The wages of rage
A year of outrage
I must say, reading William Bennett's The Death of Outrage: Bill Clinton and the Assault on American Ideals opened my eyes to two alarming facts. First, I learned that William Bennett really, really dislikes Bill Clinton--not to mention Europeans, whose politics lacks morality. (Europeans may have some things to teach us about "say, wine or haute couteur," but on politics and morality "Americans have much to teach Europe.") Second, I learned that Americans' failure to loathe Clinton denotes a vast spiritual and moral lapse which poses a threat to American democracy "far different, more difficult to detect, more insidious" than Nazism, Japanese imperialism and Soviet communism ever were.
Where was the outrage? Are Americans really so decadent, cynical and bored that we would allow a president to get away with all that philandering with Monica Lewinsky and all that deception? Have we no concept of the seriousness of sin and its consequences? Maybe.
Or perhaps we're just wary of outrage. Perhaps we are too aware that outrage can lead to some strange events, as this past year amply demonstrates. (Or perhaps we're just outraged that William Bennett gets to make a good living pontificating about the decline of virtue and the death of outrage.)
Outrage may be out-outraged:
Bennett's Death of Outrage hit the New York Times best-seller list in September. Two months later, James Carville churned out . . . And the Horse He Rode in on: The People v. Kenneth Starr, in which he responds to Bennett's charges that Carville has unfairly attacked Starr: "Perhaps if Bill Bennett spent less time being sanctimonious and contemptuous and more time reading up on his American history and the First Amendment, he would be less likely to make asinine, historically inaccurate and downright goofy pronouncements in his attempt to rehabilitate the GOP's top hatchet man." The ragin' Cajun quickly surpassed Bennett on the Times list and has been outselling him ever since.
Outrage may land you with strange bedfellows:
After reading the Starr report, Larry Flynt wrote a letter to Ken Starr offering him a job writing for Hustler. "I am impressed by the salaciousness and voyeuristic nature of your work. The quality and quantity of the material you have assembled contains more pornographic references than those by 'Hustler Online' services this month."
Outrage--a slippery slope to absurdity?
According to the Buffalo News, Ross Perot "oozed out of the woodwork to charge that Clinton's capers are due to a cocaine habit."
Beware those prone to outrage, particularly if they're packin' heat:
Jerry Falwell believes the end is imminent and that the year 2000 computer problem may be an act of God creating mayhem around the world and igniting a revival preceding the rapture. In his $28 videotape, "A Christian's Guide to the Millennium Bug," Falwell says he plans to amass "food, sugar, gasoline--and ammunition," the Washington Post reported. "Because I'm blessed with a little food and my family is inside the house with me," he explains in the video, "I've got to be sure I can persuade others not to mess with us."

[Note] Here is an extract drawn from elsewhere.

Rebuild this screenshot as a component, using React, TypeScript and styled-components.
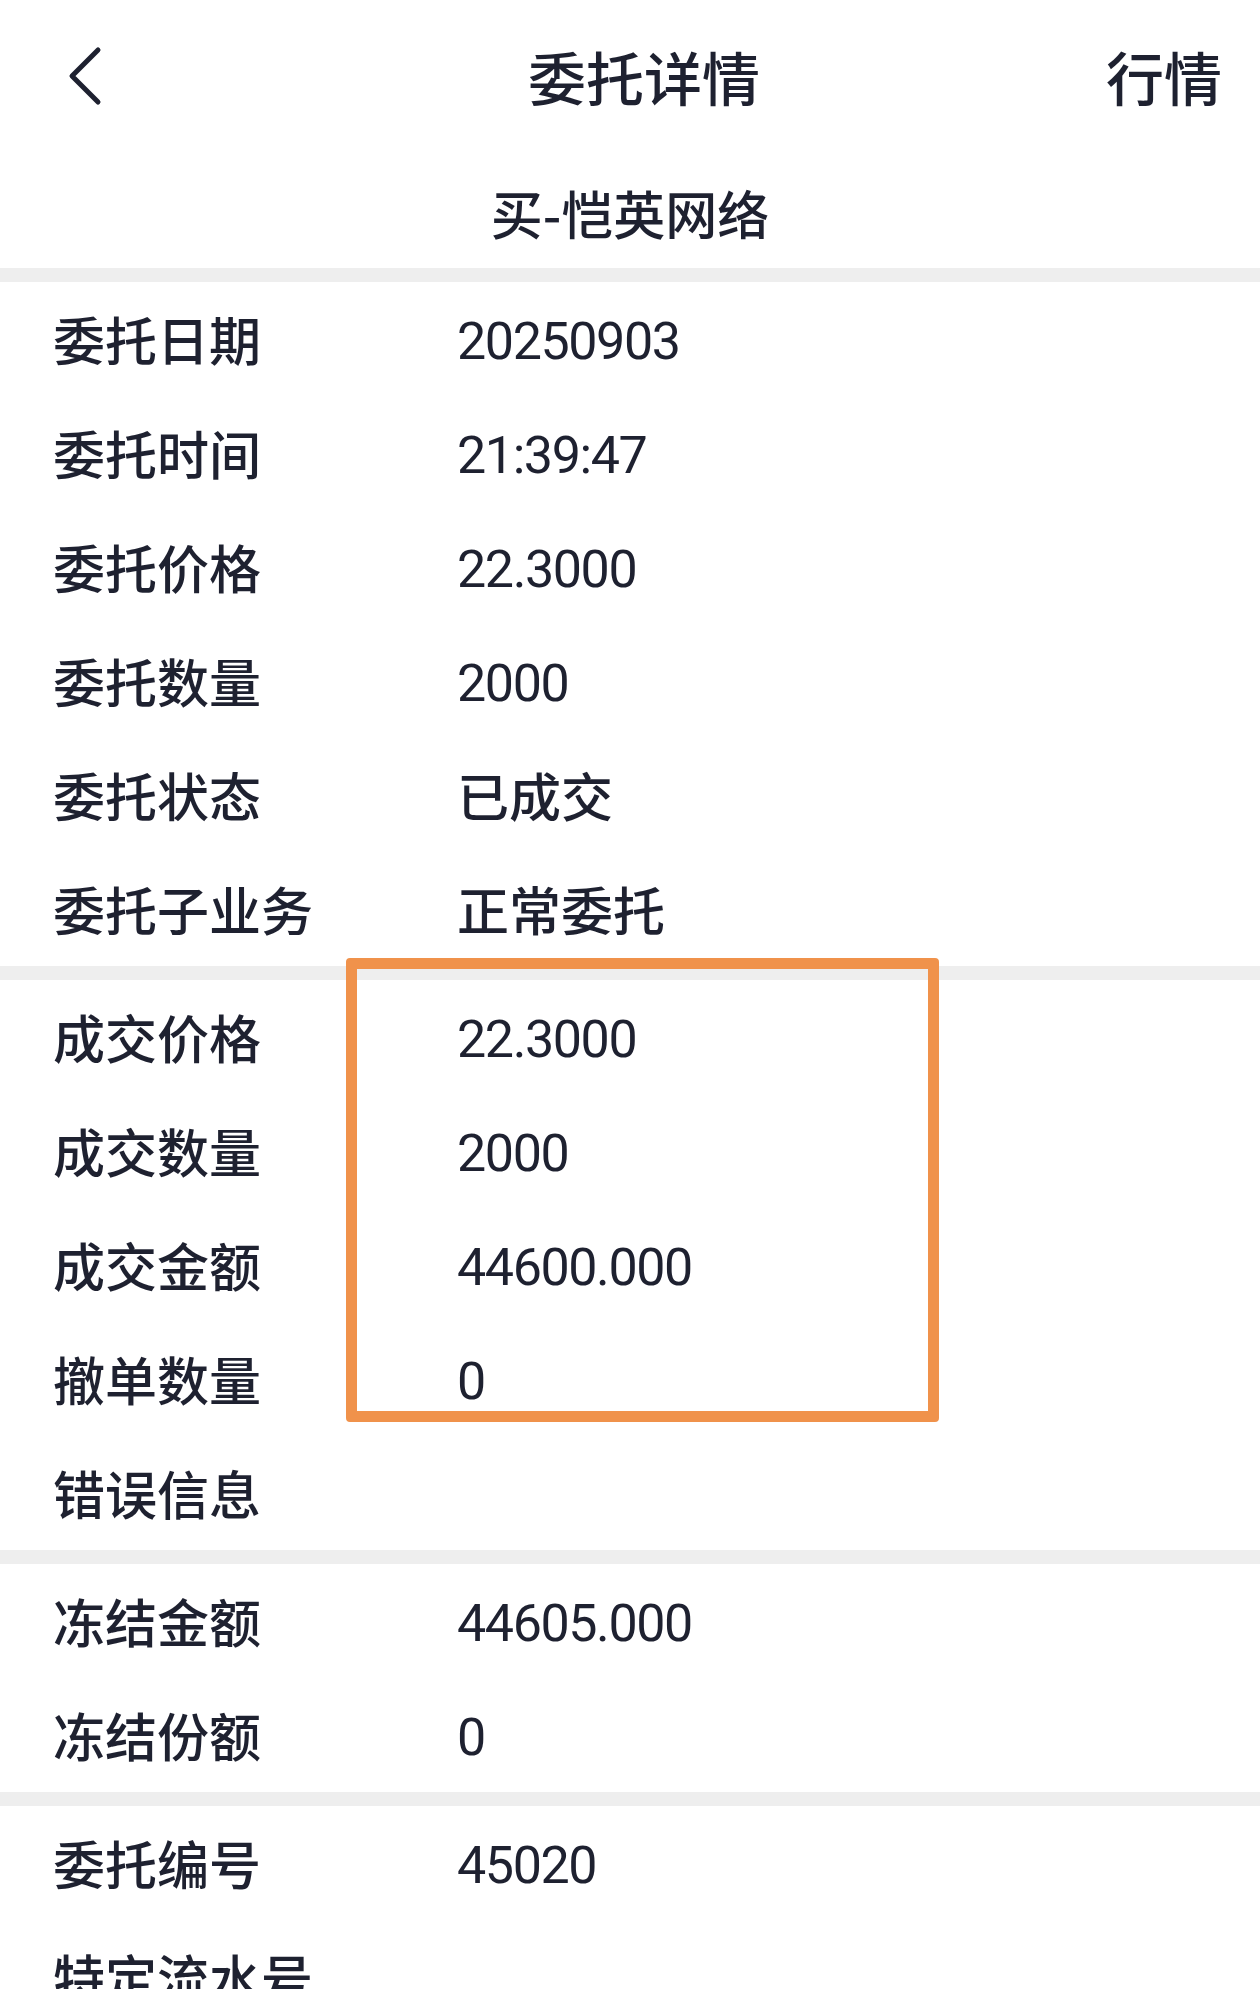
import React from "react";
import styled, { createGlobalStyle } from "styled-components";

interface Item {
  label: string;
  value?: string;
}

const GlobalStyle = createGlobalStyle`
  body {
    margin: 0;
    background: #ffffff;
    font-family: "Noto Sans CJK SC", "Noto Sans", sans-serif;
    color: #1e2130;
  }
`;

const Page = styled.div`
  position: relative;
  width: 1260px;
  min-height: 1989px;
  background: #ffffff;
  overflow: hidden;
`;

const NavBar = styled.div`
  height: 152px;
  display: grid;
  grid-template-columns: 1fr auto 1fr;
  align-items: center;
  padding: 0 38px 0 66px;
`;

const BackButton = styled.div`
  display: flex;
  align-items: center;
  height: 60px;
`;

const Title = styled.div`
  font-size: 58px;
  font-weight: 500;
  line-height: 1;
`;

const NavAction = styled.div`
  justify-self: end;
  font-size: 58px;
  font-weight: 500;
  line-height: 1;
`;

const SubTitle = styled.div`
  height: 116px;
  box-sizing: border-box;
  padding-top: 4px;
  display: flex;
  align-items: center;
  justify-content: center;
  font-size: 52px;
  font-weight: 500;
`;

const Divider = styled.div`
  height: 14px;
  background: #eeeeee;
`;

const Section = styled.div`
  display: flex;
  flex-direction: column;
`;

const Row = styled.div`
  height: 114px;
  display: grid;
  grid-template-columns: 404px 1fr;
  align-items: center;
  padding-left: 53px;
`;

const Label = styled.div`
  font-size: 52px;
  font-weight: 500;
  line-height: 1;
`;

const Value = styled.div<{ $numeric: boolean }>`
  font-family: ${(p) =>
    p.$numeric ? '"Roboto", "Noto Sans CJK SC", sans-serif' : '"Noto Sans CJK SC", sans-serif'};
  font-size: 52px;
  font-weight: ${(p) => (p.$numeric ? 400 : 500)};
  line-height: 1;
  padding-top: ${(p) => (p.$numeric ? "6px" : "0")};
  letter-spacing: ${(p) => (p.$numeric ? "-1.4px" : "0")};
`;

const Highlight = styled.div`
  position: absolute;
  left: 346px;
  top: 958px;
  width: 593px;
  height: 464px;
  box-sizing: border-box;
  border: 11px solid #f0924b;
  border-radius: 4px;
  pointer-events: none;
`;

const sections: Item[][] = [
  [
    { label: "委托日期", value: "20250903" },
    { label: "委托时间", value: "21:39:47" },
    { label: "委托价格", value: "22.3000" },
    { label: "委托数量", value: "2000" },
    { label: "委托状态", value: "已成交" },
    { label: "委托子业务", value: "正常委托" },
  ],
  [
    { label: "成交价格", value: "22.3000" },
    { label: "成交数量", value: "2000" },
    { label: "成交金额", value: "44600.000" },
    { label: "撤单数量", value: "0" },
    { label: "错误信息" },
  ],
  [
    { label: "冻结金额", value: "44605.000" },
    { label: "冻结份额", value: "0" },
  ],
  [
    { label: "委托编号", value: "45020" },
    { label: "特定流水号" },
  ],
];

const isNumeric = (v?: string) => !!v && /^[0-9.:]+$/.test(v);

const App = () => {
  return (
    <Page>
      <GlobalStyle />
      <NavBar>
        <BackButton>
          <svg width="40" height="60" viewBox="0 0 40 60">
            <polyline
              points="32,4 6,30 32,56"
              fill="none"
              stroke="#1e2130"
              strokeWidth="5"
              strokeLinecap="round"
              strokeLinejoin="round"
            />
          </svg>
        </BackButton>
        <Title>委托详情</Title>
        <NavAction>行情</NavAction>
      </NavBar>
      <SubTitle>买-恺英网络</SubTitle>
      {sections.map((items, si) => (
        <React.Fragment key={si}>
          <Divider />
          <Section>
            {items.map((item) => (
              <Row key={item.label}>
                <Label>{item.label}</Label>
                <Value $numeric={isNumeric(item.value)}>{item.value}</Value>
              </Row>
            ))}
          </Section>
        </React.Fragment>
      ))}
      <Highlight />
    </Page>
  );
};

export default App;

Outrage may frighten small children and many adults:
Bill and Monica were featured in Hell House, a controversial annual Halloween haunted house run by Abundant Life Christian Center in Arvada, Colorado. A married couple depicted the famous pair in a suggestive Oval Office scene. "Three demon spirits--lies, lust and adultery--will show the undoing of the president of the United States," explained Keenan Roberts, director and founder of Hell House. In previous years, scenes at Hell House included a mock gay funeral; a car wreck caused by drunk driving; hell, in which people screamed and writhed on the floor; and an operating room in which a woman receives an abortion. Another new scene in Hell House '98: a teenage boy with a toy gun enacted a shooting spree in a high school cafeteria.
Outrage and hypocrisy:
Republicans fired up our indignation about the president's straying with an intern, only to confuse us when we learned that several among their own ranks were concealing adulterous affairs. Representative Dan Burton, who called Clinton a "scumbag," admitted fathering a child outside of marriage. Indiana State Senator Steven Johnson, also married, admitted to a sexual affair with a 23-year-old intern who worked in his office in 1997. Representative Helen Chenowith, a prominent critic of Clinton's sexual conduct, conceded she had carried on a six-year extramarital affair. The chairman of the House Judiciary Committee, Representative Henry Hyde, acknowledged that in his 40s he carried on an extramarital five-year fling with a married woman, though he discounted it as a "youthful indiscretion." Then, during the impeachment hearings, Representative Bob Livingston, in line to be speaker of the House, resigned his post after news of his extramarital affairs was leaked to the press. In a familiar refrain, he said he had sought spiritual counseling and the forgiveness of his family. "I was running for speaker, not sainthood."
There's a place for outrage. After all, Jesus overturned the money-changers' tables in the temple. When indulged by the rest of us, however, outrage is often a pretty graceless sight.